In Philadelphia, Ryans will be back in the 4-3 system in which he excelled, and he'll be counted on to be the three-down playmaker the Eagles admit they needed last year to complement their pass-rushing front four.

Questions about his returning to his old form have been pushed to the background while fans revel in the euphoria of having a two-time Pro Bowler. When Ryans was introduced at a 76ers game the day after the trade, he received a standing ovation.

Hours earlier, at his initial news conference, Ryans, with his tie still tightly knotted, was asked about being a "savior."

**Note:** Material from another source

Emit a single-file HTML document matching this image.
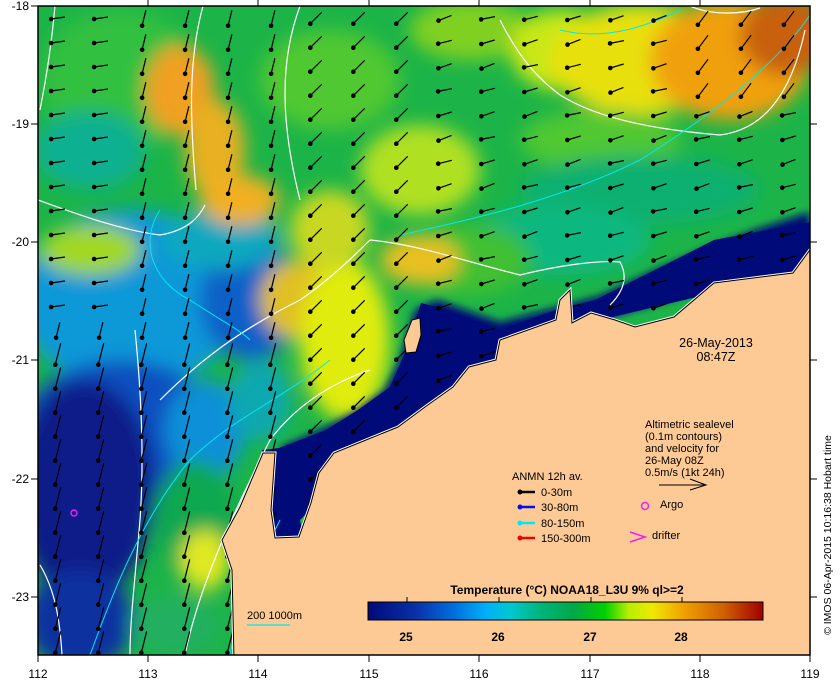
<!DOCTYPE html>
<html><head><meta charset="utf-8"><style>
html,body{margin:0;padding:0;background:#fff;width:840px;height:680px;overflow:hidden}
svg text{font-family:"Liberation Sans",sans-serif}
</style></head><body>
<svg id="s" width="840" height="680" viewBox="0 0 840 680" xmlns="http://www.w3.org/2000/svg">
<defs>
<clipPath id="pc"><rect x="38" y="6" width="772" height="649"/></clipPath>
<filter id="b" x="-20%" y="-20%" width="140%" height="140%"><feGaussianBlur stdDeviation="9"/></filter>
<filter id="b2" x="-20%" y="-20%" width="140%" height="140%"><feGaussianBlur stdDeviation="4"/></filter>
<linearGradient id="cb" x1="0" x2="1" y1="0" y2="0">
<stop offset="0" stop-color="#000a78"/><stop offset="0.12" stop-color="#0a30a8"/>
<stop offset="0.22" stop-color="#0070e0"/><stop offset="0.3" stop-color="#00b0f8"/>
<stop offset="0.36" stop-color="#00c8d0"/><stop offset="0.44" stop-color="#00b478"/>
<stop offset="0.52" stop-color="#00a848"/><stop offset="0.6" stop-color="#00d000"/>
<stop offset="0.66" stop-color="#b8f000"/><stop offset="0.72" stop-color="#f0e800"/>
<stop offset="0.8" stop-color="#f0a000"/><stop offset="0.9" stop-color="#d06000"/>
<stop offset="1" stop-color="#a00000"/></linearGradient>
</defs>
<g clip-path="url(#pc)">
<rect x="38" y="6" width="772" height="649" fill="#1cb448"/>
<g filter="url(#b)">
<ellipse cx="120" cy="80" rx="80" ry="70" fill="#30c040"/>
<ellipse cx="180" cy="90" rx="35" ry="45" fill="#f0a020"/>
<ellipse cx="215" cy="150" rx="30" ry="50" fill="#e8b020"/>
<ellipse cx="90" cy="150" rx="55" ry="40" fill="#10b090"/>
<ellipse cx="330" cy="80" rx="70" ry="50" fill="#50c830"/>
<ellipse cx="420" cy="170" rx="60" ry="45" fill="#b0e020"/>
<ellipse cx="470" cy="30" rx="60" ry="30" fill="#80d020"/>
<ellipse cx="560" cy="50" rx="50" ry="40" fill="#c8e818"/>
<ellipse cx="640" cy="60" rx="90" ry="55" fill="#e8e010"/>
<ellipse cx="730" cy="60" rx="80" ry="60" fill="#f0a010"/>
<ellipse cx="785" cy="35" rx="45" ry="40" fill="#c86010"/>
<ellipse cx="600" cy="140" rx="80" ry="30" fill="#50c830"/>
<ellipse cx="640" cy="190" rx="120" ry="35" fill="#10b070"/>
<ellipse cx="560" cy="240" rx="90" ry="35" fill="#10b880"/>
<ellipse cx="470" cy="260" rx="60" ry="35" fill="#40c030"/>
<ellipse cx="130" cy="300" rx="110" ry="90" fill="#0898d8"/>
<ellipse cx="250" cy="300" rx="50" ry="60" fill="#1060c8"/>
<ellipse cx="220" cy="240" rx="60" ry="30" fill="#10a8c0"/>
<ellipse cx="90" cy="250" rx="50" ry="25" fill="#a0d820"/>
<ellipse cx="120" cy="430" rx="100" ry="70" fill="#1050c0"/>
<ellipse cx="85" cy="490" rx="70" ry="110" fill="#0a1a88"/>
<ellipse cx="80" cy="620" rx="55" ry="50" fill="#0830a0"/>
<ellipse cx="205" cy="430" rx="40" ry="50" fill="#0890d8"/>
<ellipse cx="195" cy="520" rx="40" ry="60" fill="#10a850"/>
<ellipse cx="205" cy="560" rx="25" ry="30" fill="#e0e820"/>
<ellipse cx="175" cy="625" rx="45" ry="30" fill="#20b060"/>
<ellipse cx="300" cy="300" rx="40" ry="40" fill="#e0c020"/>
<ellipse cx="345" cy="340" rx="45" ry="80" fill="#e0ec10"/>
<ellipse cx="260" cy="400" rx="30" ry="40" fill="#10a8b0"/>
<ellipse cx="240" cy="200" rx="40" ry="25" fill="#f0b020"/>
<ellipse cx="330" cy="230" rx="40" ry="40" fill="#c8d820"/>
<ellipse cx="420" cy="260" rx="40" ry="25" fill="#e8c020"/>
</g>
<g filter="url(#b2)">
<polygon points="810,212 760,228 714,245 655,270 600,296 500,322 437,300 415,310 400,360 385,390 355,412 320,430 279,448 300,470 340,460 460,380 600,320 810,260" fill="#000a78"/>
</g>
<polygon points="810,222 714,240 655,270 595,300 556,310 500,330 437,307 421,303 405,353 390,387 358,410 326,430 279,448 262,450 268,545 305,545 300,520 350,470 460,380 600,320 810,270" fill="#000a78"/>
<g fill="none" stroke="#fff" stroke-width="1.2">
<path d="M55,6 C52,40 46,80 40,110"/>
<path d="M203,6 C188,60 190,120 196,190"/>
<path d="M38,200 C80,215 120,230 160,235 C190,230 200,215 205,205"/>
<path d="M500,20 C520,60 540,80 560,95 C600,120 660,130 720,135 C760,130 790,100 805,30"/>
<path d="M300,6 C280,60 280,120 300,200"/>
<path d="M690,6 C710,15 740,15 760,8"/>
<path d="M135,330 C140,380 145,450 140,520 C135,580 130,620 130,655"/>
<path d="M40,565 C55,590 60,620 62,655"/>
<path d="M160,400 C200,360 240,330 300,300 C330,280 360,250 370,240"/>
<path d="M370,240 C420,245 460,260 520,275 C560,265 600,260 620,262 C630,280 620,295 610,305"/>
<path d="M185,655 C200,580 240,500 270,440 C300,400 340,380 370,370"/>
</g>
<g fill="none" stroke="#00e8f0" stroke-width="1">
<path d="M400,235 C470,220 560,200 640,160 C720,110 780,60 810,15"/>
<path d="M90,655 C110,600 140,520 190,460 C230,420 280,400 330,360"/>
<path d="M160,210 C140,240 150,280 190,300 C220,320 240,330 250,340"/>
<path d="M230,655 C240,600 260,560 280,520"/>
<path d="M560,30 C600,40 640,30 680,10"/>
</g>
<g id="arr" stroke="#000" stroke-width="1.2" fill="#000"></g>
<polygon fill="#fdca96" stroke="#fff" stroke-width="3" points="812,247 793,273 714,283 674,317 635,327 615,320 591,313 572,323 570,290 560,300 556,320 528,330 500,340 496,360 469,367 453,387 425,407 398,427 366,440 334,453 319,473 311,503 299,537 275,538 271,510 275,453 263,453 240,507 222,540 232,570 234,660 812,660"/>
<polygon fill="#fdca96" stroke="#000" stroke-width="1" points="812,247 793,273 714,283 674,317 635,327 615,320 591,313 572,323 570,290 560,300 556,320 528,330 500,340 496,360 469,367 453,387 425,407 398,427 366,440 334,453 319,473 311,503 299,537 275,538 271,510 275,453 263,453 240,507 222,540 232,570 234,660 812,660"/>
<polygon fill="#fdca96" stroke="#000" stroke-width="1" points="412,320 420,318 421,335 416,352 406,353 404,340"/>
</g>
<rect x="38" y="6" width="772" height="649" fill="none" stroke="#000" stroke-width="1.5"/>
<g stroke="#000" stroke-width="1">
<line x1="148" y1="0" x2="148" y2="6"/><line x1="258" y1="0" x2="258" y2="6"/><line x1="369" y1="0" x2="369" y2="6"/><line x1="479" y1="0" x2="479" y2="6"/><line x1="590" y1="0" x2="590" y2="6"/><line x1="700" y1="0" x2="700" y2="6"/>
<line x1="38" y1="655" x2="38" y2="662"/><line x1="148" y1="655" x2="148" y2="662"/><line x1="258" y1="655" x2="258" y2="662"/><line x1="369" y1="655" x2="369" y2="662"/><line x1="479" y1="655" x2="479" y2="662"/><line x1="590" y1="655" x2="590" y2="662"/><line x1="700" y1="655" x2="700" y2="662"/><line x1="810" y1="655" x2="810" y2="662"/>
<line x1="31" y1="6" x2="38" y2="6"/><line x1="31" y1="124" x2="38" y2="124"/><line x1="31" y1="242" x2="38" y2="242"/><line x1="31" y1="360" x2="38" y2="360"/><line x1="31" y1="479" x2="38" y2="479"/><line x1="31" y1="597" x2="38" y2="597"/>
<line x1="810" y1="124" x2="817" y2="124"/><line x1="810" y1="242" x2="817" y2="242"/><line x1="810" y1="360" x2="817" y2="360"/><line x1="810" y1="479" x2="817" y2="479"/><line x1="810" y1="597" x2="817" y2="597"/>
</g>
<g font-size="12" fill="#000">
<text x="38" y="678" text-anchor="middle">112</text><text x="148" y="678" text-anchor="middle">113</text><text x="258" y="678" text-anchor="middle">114</text><text x="369" y="678" text-anchor="middle">115</text><text x="479" y="678" text-anchor="middle">116</text><text x="590" y="678" text-anchor="middle">117</text><text x="700" y="678" text-anchor="middle">118</text><text x="810" y="678" text-anchor="middle">119</text>
<g text-anchor="end"><text x="29" y="10">-18</text><text x="29" y="128">-19</text><text x="29" y="246">-20</text><text x="29" y="364">-21</text><text x="29" y="483">-22</text><text x="29" y="601">-23</text></g>
</g>
<text x="831" y="535" font-size="10.5" text-anchor="middle" transform="rotate(-90 831 535)">© IMOS 06-Apr-2015 10:16:38 Hobart time</text>
<g font-size="12.5" text-anchor="middle"><text x="716" y="347">26-May-2013</text><text x="716" y="361">08:47Z</text></g>
<g font-size="11"><text x="645" y="428">Altimetric sealevel</text><text x="645" y="440">(0.1m contours)</text><text x="645" y="452">and velocity for</text><text x="645" y="464">26-May 08Z</text><text x="645" y="476">0.5m/s (1kt 24h)</text></g>
<path d="M659,485 H706 M690,479 L706,485 L690,490" fill="none" stroke="#000" stroke-width="1"/>
<text x="512" y="480" font-size="11">ANMN 12h av.</text>
<g stroke-width="2.5"><line x1="519" y1="492" x2="535" y2="492" stroke="#000"/><line x1="519" y1="507" x2="535" y2="507" stroke="#0010f0"/><line x1="519" y1="523" x2="535" y2="523" stroke="#00e8f0"/><line x1="519" y1="538" x2="535" y2="538" stroke="#f00000"/></g>
<circle cx="520" cy="492" r="2.5" fill="#000"/><circle cx="520" cy="507" r="2.5" fill="#0010f0"/><circle cx="520" cy="523" r="2.5" fill="#00e8f0"/><circle cx="520" cy="538" r="2.5" fill="#f00000"/>
<g font-size="11"><text x="541" y="496">0-30m</text><text x="541" y="511">30-80m</text><text x="541" y="527">80-150m</text><text x="541" y="542">150-300m</text><text x="660" y="508">Argo</text><text x="652" y="539">drifter</text></g>
<circle cx="645" cy="506" r="3.5" fill="none" stroke="#f020f0" stroke-width="1.5"/>
<path d="M630,532 L645,537 L630,542" fill="none" stroke="#f020f0" stroke-width="1.6"/>
<circle cx="74" cy="513" r="3" fill="none" stroke="#f020f0" stroke-width="1.4"/>
<text x="247" y="619" font-size="11">200  1000m</text>
<line x1="247" y1="625" x2="290" y2="625" stroke="#00e8f0" stroke-width="1.2"/>
<text x="567" y="594" font-size="12" font-weight="bold" text-anchor="middle">Temperature (°C) NOAA18_L3U 9% ql&gt;=2</text>
<rect x="368" y="602" width="395" height="18" fill="url(#cb)" stroke="#000" stroke-width="1"/>
<g stroke="#000"><line x1="407" y1="597" x2="407" y2="602"/><line x1="499" y1="597" x2="499" y2="602"/><line x1="591" y1="597" x2="591" y2="602"/><line x1="682" y1="597" x2="682" y2="602"/></g>
<g font-size="12" font-weight="bold" text-anchor="middle"><text x="406" y="641">25</text><text x="498" y="641">26</text><text x="590" y="641">27</text><text x="681" y="641">28</text></g>
</svg>
<script>
(function(){
var g=document.getElementById('arr'),h='';
for(var y=18;y<650;y+=24){for(var x=58;x<805;x+=43){
 var dx,dy,L;
 if(x<300){dx=-0.25;dy=1;L=y>330?22:16;if(x<120&&y<330){dx=-1;dy=0.15;L=14;}}
 else if(x<430){dx=-0.7;dy=0.7;L=16;}
 else if(x>700&&y<110){dx=-0.6;dy=0.8;L=17;}
 else {dx=-1;dy=0.2+((x*7+y*3)%5)/20;L=14;}
 var n=Math.sqrt(dx*dx+dy*dy);dx/=n;dy/=n;
 var tx=x+dx*L/2,ty=y+dy*L/2,sx=x-dx*L/2,sy=y-dy*L/2;
 h+='<line x1="'+sx.toFixed(1)+'" y1="'+sy.toFixed(1)+'" x2="'+tx.toFixed(1)+'" y2="'+ty.toFixed(1)+'"/><circle cx="'+tx.toFixed(1)+'" cy="'+ty.toFixed(1)+'" r="2.3" stroke="none"/>';
}}
g.innerHTML=h;
})();
</script>
</body></html>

"Let's not put the savior on it," he said with a laugh. But he seemed to already understand the circumstances. "I can sense that everyone has been looking for that middle linebacker, and I'm happy to be the guy that they chose."

Even coach Andy Reid, not one to pile added pressure on his players, invoked Dawkins' legendary leadership for comparison. Reid, at the NFL meetings in West Palm Beach, Fla., said Wednesday of Ryans: "You meet him and there's a certain confidence he gives you. 'Hey, listen, I got it under control. We'll be OK.'

"You like that from your quarterback, you like that from your middle linebacker."

"I'm just going to be myself," Ryans said. "When I am, I'm a natural leader. I'm not going to change anything about my approach or how I go about my business."

His approach has left a lasting impression everywhere he has played. In Philadelphia, a fan base familiar with disappointment watches and hopes.